İki asırlık ağaçlardan verim alıyor
Kendi bahçesinde birçok doğal ürün yetiştirdiğini belirten Esra Özür, “Tavuk yetiştiriyorum, bostan ekiyorum, meyve ağaçlarımız var. Karadutlarımız var Ermeni dutu. 200 yıllık ağaçlardan verim alıyoruz hala. Önce kendim sonra çocuklarım ve herkes için organik yetiştirmeye karar verdim. Üç dört senedir hem üretiyorum hem de yaptıklarımı satıyorum. Kadınlar üretsin, kadınlar ürettikçe özgüvenleri artıyor.
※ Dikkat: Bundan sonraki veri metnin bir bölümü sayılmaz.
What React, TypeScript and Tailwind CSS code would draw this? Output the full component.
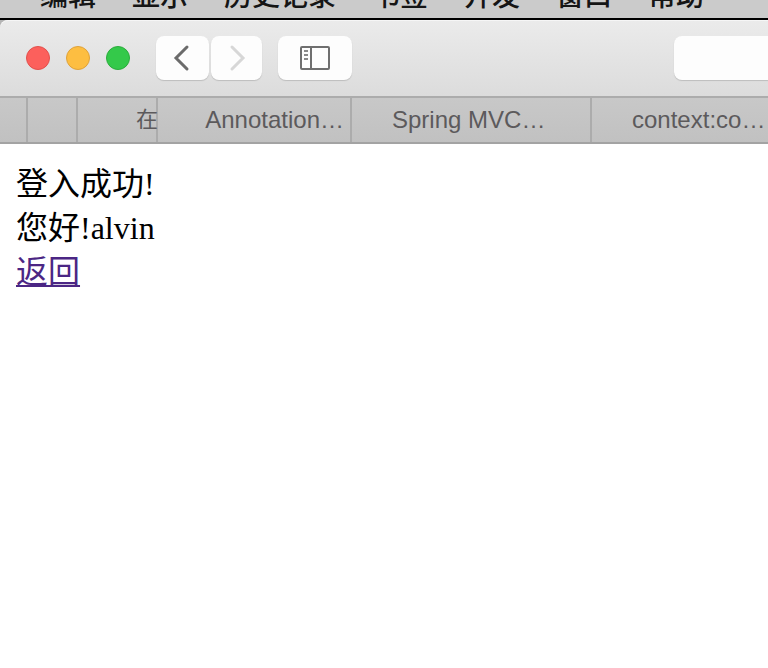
import React from 'react';

const menus = ['编辑', '显示', '历史记录', '书签', '开发', '窗口', '帮助'];

const tabs = [
  { id: 'pin-1', title: '', className: 'w-7 border-r-2' },
  { id: 'pin-2', title: '', className: 'w-[50px] border-r-2' },
  { id: 'zai', title: '在', className: 'w-20 border-r-2 pl-[58px] text-[22px]' },
  { id: 'annotation', title: 'Annotation…', className: 'w-[194px] border-r-2 justify-end pr-1.5' },
  { id: 'spring', title: 'Spring MVC…', className: 'w-60 border-r-2 pl-10' },
  { id: 'context', title: 'context:co…', className: 'flex-1 pl-10' },
];

function MenuBar() {
  return (
    <nav className="flex h-5 items-end gap-9 overflow-hidden border-b-2 border-black bg-[#cbcbcb] pb-1.5 pl-10 font-['Noto_Sans_CJK_SC',sans-serif] text-[28px] leading-9 font-medium text-[#151515]">
      {menus.map((menu) => (
        <button key={menu} className="shrink-0 whitespace-nowrap">{menu}</button>
      ))}
    </nav>
  );
}

function WindowButtons() {
  return (
    <div className="flex gap-4">
      <button aria-label="Close" className="size-6 rounded-full border border-[#e2504c] bg-[#fc605c]" />
      <button aria-label="Minimize" className="size-6 rounded-full border border-[#dfa23a] bg-[#fdbe41]" />
      <button aria-label="Zoom" className="size-6 rounded-full border border-[#2bac3c] bg-[#34c94a]" />
    </div>
  );
}

function Toolbar() {
  const button = 'flex h-11 items-center justify-center rounded-lg bg-[#fdfdfd] shadow-[0_1px_1px_#bdbdbd]';

  return (
    <div className="bg-[#b4b4b4]">
      <div className="flex h-[76px] items-center rounded-tl-lg bg-linear-to-b from-[#ebebeb] to-[#dcdcdc] pl-[26px] shadow-[inset_0_1px_0_#f6f6f6]">
        <WindowButtons />
        <div className="ml-[26px] flex gap-0.5">
          <button aria-label="Back" className={`${button} w-[53px]`}>
            <svg width="24" height="28" viewBox="0 0 24 28" fill="none" stroke="#6b6b6b" strokeWidth="3" strokeLinecap="round">
              <path d="M16 3 5 14 16 25" />
            </svg>
          </button>
          <button aria-label="Forward" className={`${button} w-[51px]`} disabled>
            <svg width="24" height="28" viewBox="0 0 24 28" fill="none" stroke="#d7d7d7" strokeWidth="3" strokeLinecap="round">
              <path d="M7 3 18 14 7 25" />
            </svg>
          </button>
        </div>
        <button aria-label="Sidebar" className={`${button} ml-4 w-[74px]`}>
          <svg width="30" height="24" viewBox="0 0 30 24" fill="none" stroke="#6f6f6f" strokeWidth="2">
            <rect x="1" y="1" width="28" height="22" rx="1" />
            <path d="M11 1v22" />
            <path d="M4 5h4M4 9h4M4 13h4" stroke="#8a8a8a" />
          </svg>
        </button>
        <input
          type="text"
          aria-label="Address"
          className="ml-[322px] h-11 min-w-0 flex-1 rounded-l-lg bg-[#fdfdfd] px-3 text-2xl shadow-[0_1px_1px_#bdbdbd] outline-none"
        />
      </div>
    </div>
  );
}

function TabBar() {
  return (
    <div className="flex h-12 border-t-2 border-b-2 border-t-[#acacac] border-b-[#a3a3a3] bg-linear-to-b from-[#c8c8c8] to-[#c1c1c1] font-['Liberation_Sans','Noto_Sans_CJK_SC',sans-serif] text-[24px] leading-10 text-[#5c5a5c]">
      {tabs.map((tab) => (
        <button
          key={tab.id}
          aria-label={tab.title || 'Tab'}
          className={`flex shrink-0 items-center border-[#acacac] whitespace-nowrap ${tab.className}`}
        >
          {tab.title}
        </button>
      ))}
    </div>
  );
}

export default function App() {
  return (
    <div className="min-h-screen overflow-hidden bg-white">
      <MenuBar />
      <Toolbar />
      <TabBar />
      <main className="px-4 py-[18px] font-['Liberation_Serif','Noto_Sans_CJK_SC',serif] text-[32px] leading-11 text-black">
        <p>登入成功!</p>
        <p>您好!alvin</p>
        <a href="#" className="text-[#4b2684] underline decoration-2 underline-offset-2">返回</a>
      </main>
    </div>
  );
}
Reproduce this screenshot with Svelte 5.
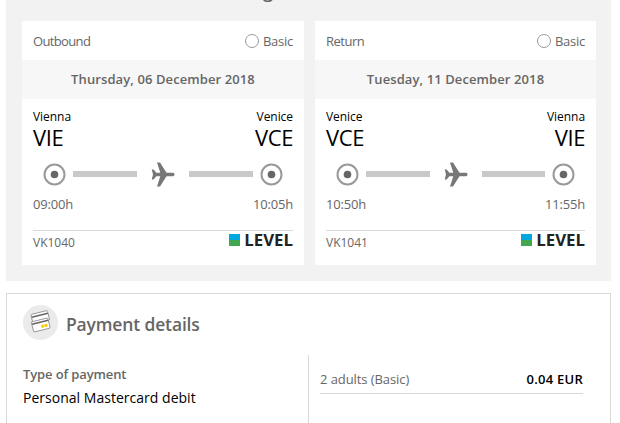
<script lang="ts">
	type Stop = { city: string; code: string; time: string };
	type Flight = { label: string; fare: string; date: string; from: Stop; to: Stop; number: string };

	const flights: Flight[] = [
		{
			label: 'Outbound',
			fare: 'Basic',
			date: 'Thursday, 06 December 2018',
			from: { city: 'Vienna', code: 'VIE', time: '09:00h' },
			to: { city: 'Venice', code: 'VCE', time: '10:05h' },
			number: 'VK1040'
		},
		{
			label: 'Return',
			fare: 'Basic',
			date: 'Tuesday, 11 December 2018',
			from: { city: 'Venice', code: 'VCE', time: '10:50h' },
			to: { city: 'Vienna', code: 'VIE', time: '11:55h' },
			number: 'VK1041'
		}
	];
</script>

{#snippet marker()}
	<svg class="marker" viewBox="0 0 23 23" width="23" height="23">
		<circle cx="11.5" cy="11.5" r="10" fill="#fff" stroke="#999" stroke-width="2" />
		<circle cx="11.5" cy="11.5" r="3.8" fill="#666" />
	</svg>
{/snippet}

<section class="flights">
	<div class="heading">g</div>
	<div class="cards">
		{#each flights as flight}
			<article class="card">
				<header>
					<span class="label">{flight.label}</span>
					<span class="fare"><i class="radio"></i>{flight.fare}</span>
				</header>
				<div class="date">{flight.date}</div>
				<div class="body">
					<div class="row city"><span>{flight.from.city}</span><span>{flight.to.city}</span></div>
					<div class="row code"><span>{flight.from.code}</span><span>{flight.to.code}</span></div>
					<div class="route">
						{@render marker()}
						<span class="bar"></span>
						<svg class="plane" viewBox="0 0 24 25" width="24" height="25">
							<path
								d="M6 .6H9L15.5 10.8H22C24 10.8 24 14.2 22 14.2H15.5L9 24.4H6L9.3 14.2H5.4L2.6 17.4H.7L2 12.5L.7 7.6H2.6L5.4 10.8H9.3Z"
								fill="#777"
							/>
						</svg>
						<span class="bar"></span>
						{@render marker()}
					</div>
					<div class="row time"><span>{flight.from.time}</span><span>{flight.to.time}</span></div>
					<footer>
						<span class="number">{flight.number}</span>
						<span class="airline"><i class="flag"></i>LEVEL</span>
					</footer>
				</div>
			</article>
		{/each}
	</div>
</section>

<section class="payment">
	<div class="title">
		<svg viewBox="0 0 35 35" width="35" height="35">
			<circle cx="17.5" cy="17.5" r="17.5" fill="#ebebeb" />
			<g transform="rotate(-14 17.5 16.5)" stroke="#888" stroke-width="0.8">
				<rect x="9.8" y="7.4" width="17" height="10" rx="1.2" fill="#fff" />
				<path d="M10 10.3H26.6" stroke="#666" stroke-width="1.5" />
				<rect x="8.4" y="14.7" width="17" height="10.5" rx="1.2" fill="#fff" />
				<path d="M8.6 17.2H25.2" stroke="#666" stroke-width="1.5" />
				<circle cx="18.5" cy="21.6" r="1.7" fill="#fc0" stroke="none" />
				<circle cx="22" cy="21.6" r="1.7" fill="#fc0" stroke="none" />
			</g>
		</svg>
		<h2>Payment details</h2>
	</div>
	<div class="columns">
		<div class="method">
			<div class="type">Type of payment</div>
			<div class="name">Personal Mastercard debit</div>
		</div>
		<div class="costs">
			<div class="cost">
				<span class="pax">2 adults (Basic)</span>
				<span class="price">0.04 EUR</span>
			</div>
		</div>
	</div>
</section>

<style>
	:global(body) {
		background: #fff;
		overflow: hidden;
	}

	:global(#app) {
		font-family: 'Trebuchet MS', 'Open Sans', sans-serif;
		font-size: 13px;
		line-height: 20px;
		color: #666;
		white-space: nowrap;
	}

	.flights {
		display: flex;
		flex-direction: column;
		width: 605px;
		height: 281px;
		box-sizing: border-box;
		margin-left: 6px;
		padding: 0 15px 0 16px;
		background: #f2f2f2;
	}

	/* scrolled off the top, only the descender shows */
	.heading {
		height: 21px;
		margin-top: -9px;
		margin-bottom: 9px;
		padding-left: 241px;
		font-size: 18px;
		font-weight: 600;
		line-height: 0;
	}

	.cards {
		display: grid;
		grid-template-columns: 282px 281px;
		gap: 11px;
	}

	.card {
		height: 244px;
		background: #fff;
	}

	.card header {
		display: flex;
		justify-content: space-between;
		align-items: center;
		height: 39px;
		padding: 0 11px;
	}

	.label {
		letter-spacing: -0.5px;
	}

	.card:first-child .label {
		letter-spacing: -0.65px;
	}

	.fare {
		display: flex;
		align-items: center;
		gap: 4px;
		letter-spacing: -0.25px;
	}

	.radio {
		width: 12px;
		height: 12px;
		border: 1px solid #999;
		border-radius: 50%;
	}

	.date {
		height: 39px;
		background: #f7f7f7;
		font-weight: 600;
		line-height: 39px;
		letter-spacing: 0.1px;
		text-align: center;
	}

	.body {
		padding: 9px 11px 0;
	}

	.row {
		display: flex;
		justify-content: space-between;
	}

	.city {
		height: 18px;
		color: #000;
		font-size: 12px;
		line-height: 18px;
		letter-spacing: -0.05px;
	}

	.code {
		height: 26px;
		color: #000;
		font-size: 22px;
		line-height: 23px;
		letter-spacing: -0.4px;
	}

	.route {
		display: flex;
		align-items: center;
		height: 26px;
		margin: 9px 10px 0;
	}

	.route svg {
		flex: none;
	}

	.bar {
		flex: 1;
		height: 6px;
		margin: 0 14px 0 7px;
		background: #c9c9c9;
	}

	.plane + .bar {
		margin: 0 7px 0 14px;
	}

	.time {
		height: 20px;
		margin-top: 7px;
		letter-spacing: -0.2px;
	}

	.card footer {
		display: flex;
		justify-content: space-between;
		margin-top: 16px;
		border-top: 1px solid #d9d9d9;
	}

	.number {
		font-size: 12px;
		line-height: 23px;
	}

	.airline {
		display: flex;
		align-items: center;
		gap: 4px;
		height: 18px;
		color: #222;
		font: 700 16.8px/18px 'Open Sans', sans-serif;
	}

	.flag {
		width: 11px;
		height: 12px;
		background: linear-gradient(#00a8df 50%, #3fa84f 50%);
	}

	.payment {
		width: 605px;
		height: 130px;
		box-sizing: border-box;
		margin: 12px 0 0 6px;
		border: 1px solid #d9d9d9;
		border-bottom: 0;
	}

	.title {
		display: flex;
		gap: 8px;
		height: 35px;
		padding: 11px 16px 0;
	}

	.title h2 {
		margin: 0;
		font-size: 17.5px;
		font-weight: 600;
		line-height: 38px;
		letter-spacing: -0.15px;
	}

	.columns {
		display: flex;
		margin-top: 15px;
	}

	.method {
		width: 285px;
		padding: 9px 0 0 16px;
	}

	.type {
		letter-spacing: -0.12px;
		font-weight: 600;
	}

	.name {
		margin-top: 4px;
		color: #000;
		font-size: 14px;
		letter-spacing: 0.02px;
	}

	.costs {
		height: 54px;
		padding: 14px 0 0 11px;
		border-left: 1px solid #d9d9d9;
	}

	.cost {
		display: flex;
		justify-content: space-between;
		width: 263px;
		height: 24px;
		border-bottom: 1px solid #d9d9d9;
	}

	.pax {
		letter-spacing: -0.08px;
	}

	.price {
		color: #000;
		font-weight: 600;
		letter-spacing: 0.25px;
	}
</style>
Bence herkes üretimde yer almalı” sözleriyle üretimin önemine işaret etti.
‘Üretmeyi sevmek lazım’
Bahçesinde yaptığı salça ve turşuları da sattığını dile getiren Esra Özür, kadınların üretimde aktif yer alması gerektiğini vurguladı. Geçimini bahçesinden elde ettikleriyle sağladığına değinen Esra Özür şöyle konuştu: “Eşim uzun süre işsiz kaldı. Çocuklarımı buradan kazandığımla büyüttüm. Neredeyse bütün yük benim üzerimdeydi. Daha sonra eşimin emekli olmasıyla rahatladık ve işim bir hobi halini aldı. İnsanlarda burayı sevdi. Üretmeyi seviyorum, toprakla iç içe olmak çok hoşuma gidiyor. Üretmekten ziyade üretmeyi sevmek lazım. Ben çok severek yapıyorum.”
‘Ürettiğim tüm ürünlerle kendi markamı oluşturmak istiyorum’
Doğa ile iç içe bir yaşam sürmesinin hastalığına da iyi geldiğini ve hastalığı atlattığını söyleyen Esra Özür, bundan mutluluk duyduğunu söyledi. Yarattığı bahçede birçok şey ürettiğini kaydeden Esra Özür, “Kendi markamı çıkarmak istiyorum. Salçalarım, konservelerim, turşularım ve ürettiğim tüm ürünlerle kendi markamı oluşturmak istiyorum. İstiridye mantarı da üretiyorum. Bir markam olsun istiyorum, bunun için çabalıyorum” sözlerini kaydetti.
‘Toprak şifadır’
Esra Özür, kadınların güçlenmesi gerektiğine vurgu yaparak, “Kadın güçlü olursa dünya güçlenir” mesajını vererek, toprakla kurduğu ilişkiye dair, “Toprak şifadır. Toprakla iç içe olmak beni çok mutlu ediyor. Toprağa dokunduğum zaman, negatif elektriğimden, sinirimden, stresimden arınıyorum. Daha sakin bir kadın oluyorum. Çocuklarımı kendi yetiştirdiklerimle beslemek ayrı bir zevk, ayrı bir güzellik veriyor. Herkes toprağa dokunmalı” ifadelerine yer verdi.